┌──

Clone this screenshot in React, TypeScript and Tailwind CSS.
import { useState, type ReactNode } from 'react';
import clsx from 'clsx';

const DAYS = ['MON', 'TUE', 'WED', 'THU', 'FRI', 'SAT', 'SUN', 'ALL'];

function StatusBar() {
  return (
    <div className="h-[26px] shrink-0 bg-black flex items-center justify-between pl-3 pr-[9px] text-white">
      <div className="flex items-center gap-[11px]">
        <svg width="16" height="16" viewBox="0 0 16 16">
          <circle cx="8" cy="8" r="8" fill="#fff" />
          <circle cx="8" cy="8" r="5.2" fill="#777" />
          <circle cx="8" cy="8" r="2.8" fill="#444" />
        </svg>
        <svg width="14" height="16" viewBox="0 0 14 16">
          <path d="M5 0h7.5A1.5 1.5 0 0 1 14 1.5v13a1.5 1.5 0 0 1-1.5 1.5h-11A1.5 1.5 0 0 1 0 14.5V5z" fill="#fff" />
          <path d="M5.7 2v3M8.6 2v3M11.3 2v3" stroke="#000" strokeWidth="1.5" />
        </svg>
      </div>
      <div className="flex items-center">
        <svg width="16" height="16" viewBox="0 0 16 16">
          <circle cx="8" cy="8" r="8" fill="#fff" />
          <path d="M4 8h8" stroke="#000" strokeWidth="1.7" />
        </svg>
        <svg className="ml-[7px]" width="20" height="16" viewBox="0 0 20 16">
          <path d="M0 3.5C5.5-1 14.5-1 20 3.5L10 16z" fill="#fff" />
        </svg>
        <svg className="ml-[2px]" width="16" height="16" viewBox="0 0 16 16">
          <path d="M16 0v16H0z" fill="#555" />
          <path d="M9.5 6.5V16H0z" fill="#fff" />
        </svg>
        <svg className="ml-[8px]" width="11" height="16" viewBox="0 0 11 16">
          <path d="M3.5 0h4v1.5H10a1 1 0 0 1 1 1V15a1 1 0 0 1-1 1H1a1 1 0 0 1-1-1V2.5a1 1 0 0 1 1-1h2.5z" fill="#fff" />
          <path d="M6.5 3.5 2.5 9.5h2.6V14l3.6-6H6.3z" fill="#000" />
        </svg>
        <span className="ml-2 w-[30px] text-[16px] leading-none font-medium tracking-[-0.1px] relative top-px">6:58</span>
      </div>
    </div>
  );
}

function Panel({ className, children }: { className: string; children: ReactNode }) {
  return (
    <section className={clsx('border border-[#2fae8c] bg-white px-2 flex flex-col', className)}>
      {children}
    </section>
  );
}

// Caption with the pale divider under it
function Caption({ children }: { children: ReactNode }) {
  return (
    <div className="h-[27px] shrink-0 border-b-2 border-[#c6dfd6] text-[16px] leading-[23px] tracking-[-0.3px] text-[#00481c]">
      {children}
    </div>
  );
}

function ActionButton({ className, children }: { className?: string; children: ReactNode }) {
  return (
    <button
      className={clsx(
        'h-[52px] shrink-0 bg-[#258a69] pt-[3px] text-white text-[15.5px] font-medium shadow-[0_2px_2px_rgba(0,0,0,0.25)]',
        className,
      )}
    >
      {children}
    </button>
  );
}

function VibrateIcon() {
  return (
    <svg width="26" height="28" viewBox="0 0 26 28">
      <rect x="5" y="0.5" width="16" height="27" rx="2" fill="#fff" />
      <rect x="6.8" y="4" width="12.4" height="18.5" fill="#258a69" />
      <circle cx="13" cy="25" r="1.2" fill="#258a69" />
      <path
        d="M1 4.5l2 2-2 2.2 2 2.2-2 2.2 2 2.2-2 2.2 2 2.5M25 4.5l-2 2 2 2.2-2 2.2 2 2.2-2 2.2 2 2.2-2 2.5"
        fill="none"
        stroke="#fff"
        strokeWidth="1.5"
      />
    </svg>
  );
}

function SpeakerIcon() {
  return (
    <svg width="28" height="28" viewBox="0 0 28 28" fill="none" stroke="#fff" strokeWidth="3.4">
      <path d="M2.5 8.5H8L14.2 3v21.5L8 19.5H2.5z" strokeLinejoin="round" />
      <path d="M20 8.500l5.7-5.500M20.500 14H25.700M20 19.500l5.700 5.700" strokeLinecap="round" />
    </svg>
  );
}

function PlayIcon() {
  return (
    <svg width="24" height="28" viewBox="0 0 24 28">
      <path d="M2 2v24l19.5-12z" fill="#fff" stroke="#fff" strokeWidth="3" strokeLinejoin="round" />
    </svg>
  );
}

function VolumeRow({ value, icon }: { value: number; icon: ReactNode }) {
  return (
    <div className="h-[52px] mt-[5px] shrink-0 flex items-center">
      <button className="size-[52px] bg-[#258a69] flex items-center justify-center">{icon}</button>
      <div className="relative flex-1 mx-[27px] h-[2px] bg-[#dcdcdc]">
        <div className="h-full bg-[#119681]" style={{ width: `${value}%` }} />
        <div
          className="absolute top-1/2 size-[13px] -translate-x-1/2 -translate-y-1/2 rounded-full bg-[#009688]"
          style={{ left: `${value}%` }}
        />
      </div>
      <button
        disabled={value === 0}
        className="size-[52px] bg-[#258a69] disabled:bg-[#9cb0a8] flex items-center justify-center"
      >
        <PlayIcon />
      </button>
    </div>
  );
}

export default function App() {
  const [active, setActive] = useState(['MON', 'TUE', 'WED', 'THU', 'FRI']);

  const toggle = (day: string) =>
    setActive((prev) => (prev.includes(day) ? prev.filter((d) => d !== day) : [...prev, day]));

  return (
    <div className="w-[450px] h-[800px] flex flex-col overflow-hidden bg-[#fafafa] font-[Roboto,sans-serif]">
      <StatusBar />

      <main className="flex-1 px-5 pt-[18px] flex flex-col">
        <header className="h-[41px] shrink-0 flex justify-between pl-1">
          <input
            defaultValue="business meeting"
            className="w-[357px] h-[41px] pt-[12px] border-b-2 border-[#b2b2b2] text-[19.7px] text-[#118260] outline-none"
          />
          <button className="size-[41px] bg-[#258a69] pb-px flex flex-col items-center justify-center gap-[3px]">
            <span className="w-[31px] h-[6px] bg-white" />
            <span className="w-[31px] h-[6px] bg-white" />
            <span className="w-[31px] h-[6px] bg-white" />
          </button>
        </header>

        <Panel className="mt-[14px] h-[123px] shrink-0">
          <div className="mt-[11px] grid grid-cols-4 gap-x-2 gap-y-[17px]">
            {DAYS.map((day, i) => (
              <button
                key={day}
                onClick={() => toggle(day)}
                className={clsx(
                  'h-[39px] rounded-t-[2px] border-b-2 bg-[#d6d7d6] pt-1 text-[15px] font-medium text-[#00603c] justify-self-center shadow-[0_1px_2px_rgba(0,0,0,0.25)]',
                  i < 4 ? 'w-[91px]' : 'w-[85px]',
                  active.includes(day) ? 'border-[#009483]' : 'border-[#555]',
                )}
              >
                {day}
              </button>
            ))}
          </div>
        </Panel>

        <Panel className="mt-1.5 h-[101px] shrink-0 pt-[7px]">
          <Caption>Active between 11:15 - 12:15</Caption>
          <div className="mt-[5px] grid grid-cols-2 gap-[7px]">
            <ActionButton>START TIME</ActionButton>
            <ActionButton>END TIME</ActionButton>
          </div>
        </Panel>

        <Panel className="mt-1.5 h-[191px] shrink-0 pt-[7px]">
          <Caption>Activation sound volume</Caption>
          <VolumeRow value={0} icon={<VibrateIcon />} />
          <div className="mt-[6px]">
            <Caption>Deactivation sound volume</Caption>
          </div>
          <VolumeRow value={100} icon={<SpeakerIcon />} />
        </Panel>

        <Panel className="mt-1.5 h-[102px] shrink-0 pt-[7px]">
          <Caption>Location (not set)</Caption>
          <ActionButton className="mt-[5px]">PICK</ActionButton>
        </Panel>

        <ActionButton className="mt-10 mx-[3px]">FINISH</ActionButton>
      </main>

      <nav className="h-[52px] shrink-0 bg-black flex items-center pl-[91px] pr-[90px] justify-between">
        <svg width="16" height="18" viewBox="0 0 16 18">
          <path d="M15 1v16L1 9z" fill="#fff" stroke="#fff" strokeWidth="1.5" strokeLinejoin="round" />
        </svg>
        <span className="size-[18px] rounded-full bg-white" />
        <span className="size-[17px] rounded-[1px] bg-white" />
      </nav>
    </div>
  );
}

└──

* _Required work_: Starting at the first line of the material above, reproduce each line exactly up to and including the line with "['MON', 'TUE', 'WED', 'THU', 'FRI', 'SAT', 'SUN', 'ALL'];".

* _Response to the exercise_:
Clone this screenshot in React, TypeScript and Tailwind CSS.
import { useState, type ReactNode } from 'react';
import clsx from 'clsx';

const DAYS = ['MON', 'TUE', 'WED', 'THU', 'FRI', 'SAT', 'SUN', 'ALL'];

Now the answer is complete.